Hacker News new | ask | show | jobs
by vetinari 3758 days ago
Because the user doesn't have to use the store.

In Android, it is possible to use third-party stores or sideload apps. Or you can develop your own app totally offline.

1 comments

> In Android, it is possible to use third-party stores or sideload apps.

In Windows Phone it is also possible to sideload.

> Or you can develop your own app totally offline.

You can compile .NET to native code via release builds, before deploying it to the Windows Phone.

It is only when you upload the appx to the store that MSIL is still used.

But I agree that with Windows Phone and now with iOS going bitcode as well, there isn't the issue of third party stores.

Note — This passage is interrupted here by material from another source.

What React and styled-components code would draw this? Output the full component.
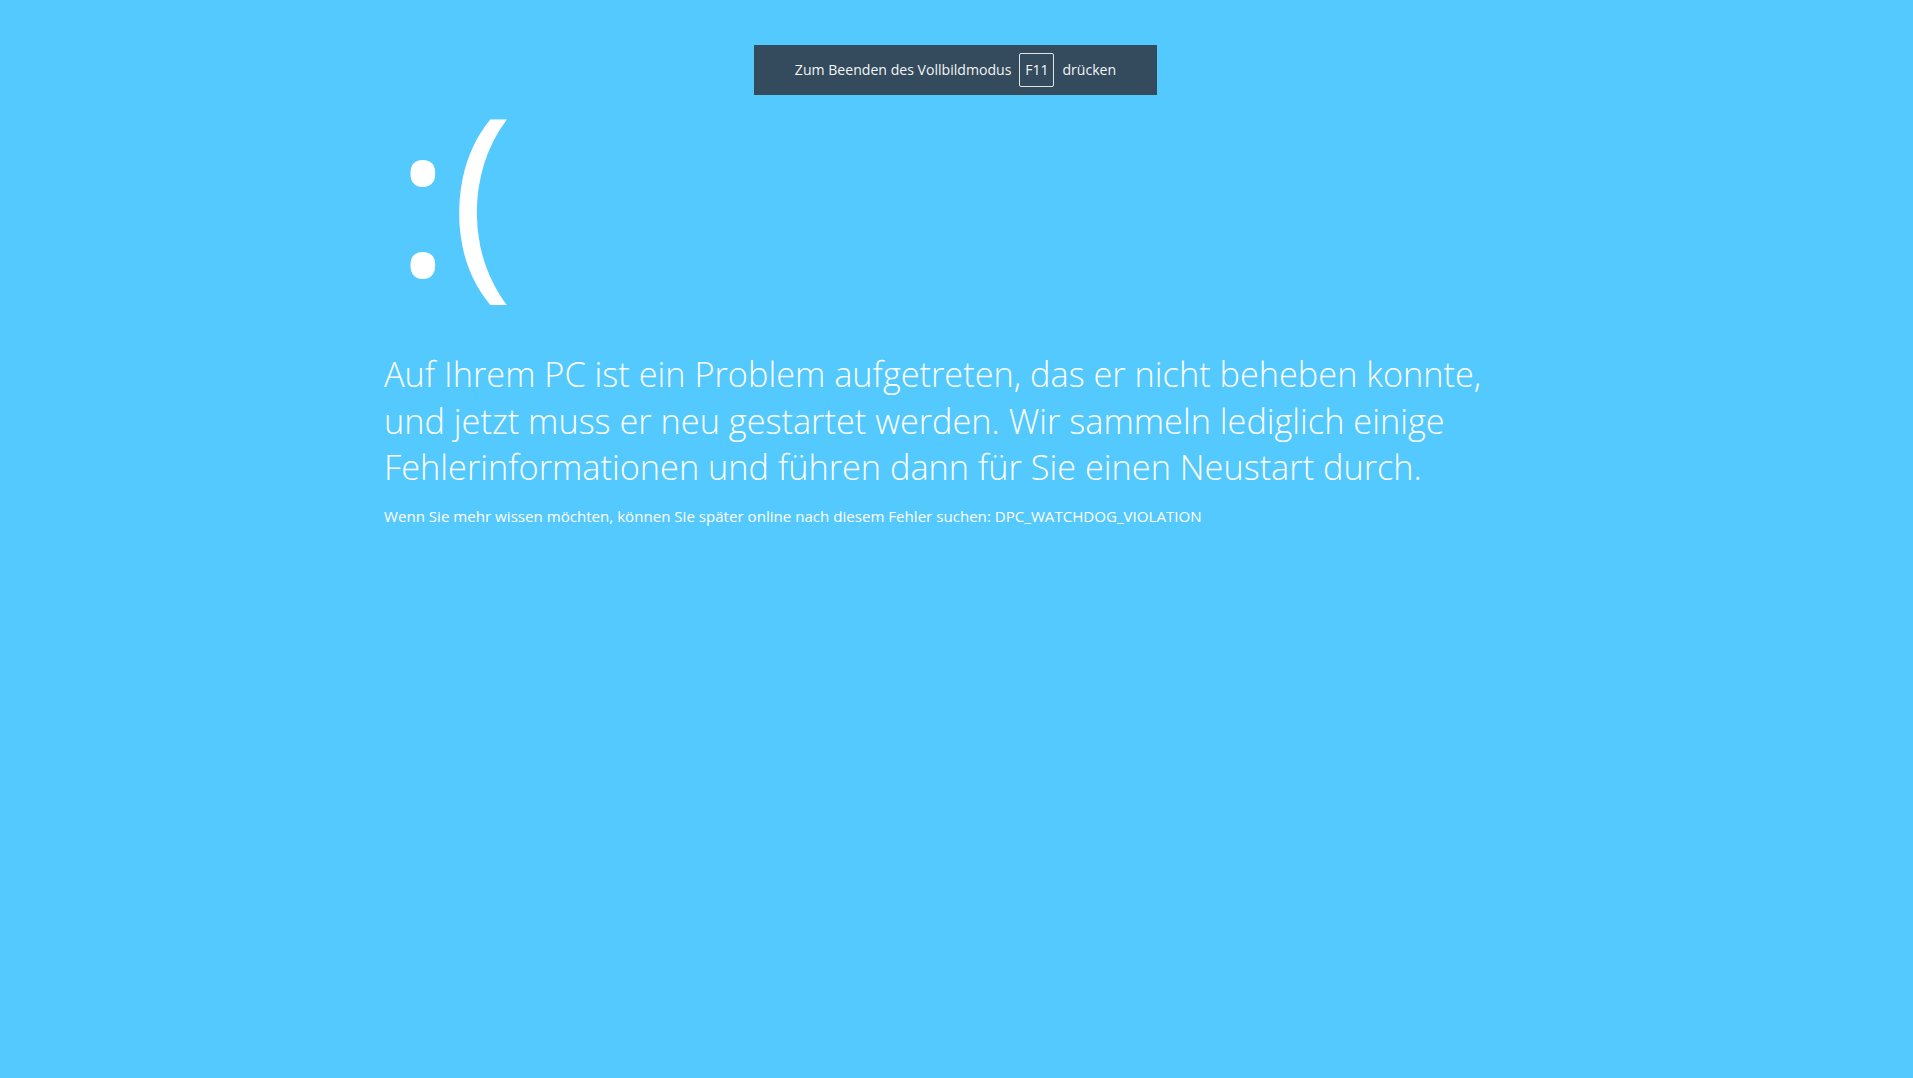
import React from "react";
import styled, { createGlobalStyle } from "styled-components";

const Global = createGlobalStyle`
  html, body { margin: 0; height: 100%; background: #54c9fe; }
  #root { min-height: 100%; }
`;

const Screen = styled.main`
  position: relative;
  min-height: 1078px;
  background: #54c9fe;
  color: #ffffff;
  font-family: "Open Sans", "Noto Sans", sans-serif;
  padding: 83px 0 0 384px;
  box-sizing: border-box;
`;

const Notice = styled.div`
  position: absolute;
  top: 45px;
  left: calc(50% - 202.5px);
  width: 403px;
  height: 50px;
  box-sizing: border-box;
  padding-bottom: 1px;
  background: #334b5c;
  display: flex;
  align-items: center;
  justify-content: center;
  gap: 8px;
  font-size: 14.1px;
  color: #f2f4f5;
`;

const Key = styled.span`
  display: flex;
  align-items: center;
  justify-content: center;
  width: 35px;
  height: 34px;
  box-sizing: border-box;
  border: 1px solid rgba(255, 255, 255, 0.85);
  border-radius: 2px;
`;

const Face = styled.div`
  font-size: 212px;
  line-height: 212px;
  font-weight: 400;
  padding-left: 11px;
`;

const Mouth = styled.span`
  vertical-align: 5px;
`;

const Message = styled.p`
  margin: 51px 0 0;
  font-size: 34.3px;
  line-height: 46.5px;
  font-weight: 300;
`;

const Detail = styled.p`
  margin: 15px 0 0;
  font-size: 15.1px;
  font-weight: 400;
`;

export default function App() {
  return (
    <>
      <Global />
      <Screen>
        <Notice>
          <span>Zum Beenden des Vollbildmodus</span>
          <Key>F11</Key>
          <span>drücken</span>
        </Notice>
        <Face>
          :<Mouth>(</Mouth>
        </Face>
        <Message>
          Auf Ihrem PC ist ein Problem aufgetreten, das er nicht beheben konnte,
          <br />
          und jetzt muss er neu gestartet werden. Wir sammeln lediglich einige
          <br />
          Fehlerinformationen und führen dann für Sie einen Neustart durch.
        </Message>
        <Detail>
          Wenn Sie mehr wissen möchten, können Sie später online nach diesem Fehler suchen: DPC_WATCHDOG_VIOLATION
        </Detail>
      </Screen>
    </>
  );
}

Still, nothing would prevent such stores to offer a server compiler service.

> In Windows Phone it is also possible to sideload.

Good to know. I was under impression (since WP7 was a current OS, I admit) that you have to upload to MS/have it signed/download.

> Still, nothing would prevent such stores to offer a server compiler service.

Nothing prevents that technically. However, it would mean a tighter coupling between platform owner and majority store owner, Google probably wants to avoid that. It could destroy the open-source nature of Android, since for now the Play Store is layered above open-source platform; this compiler would not fit there, it would have to go below, into the layer that is currently open source.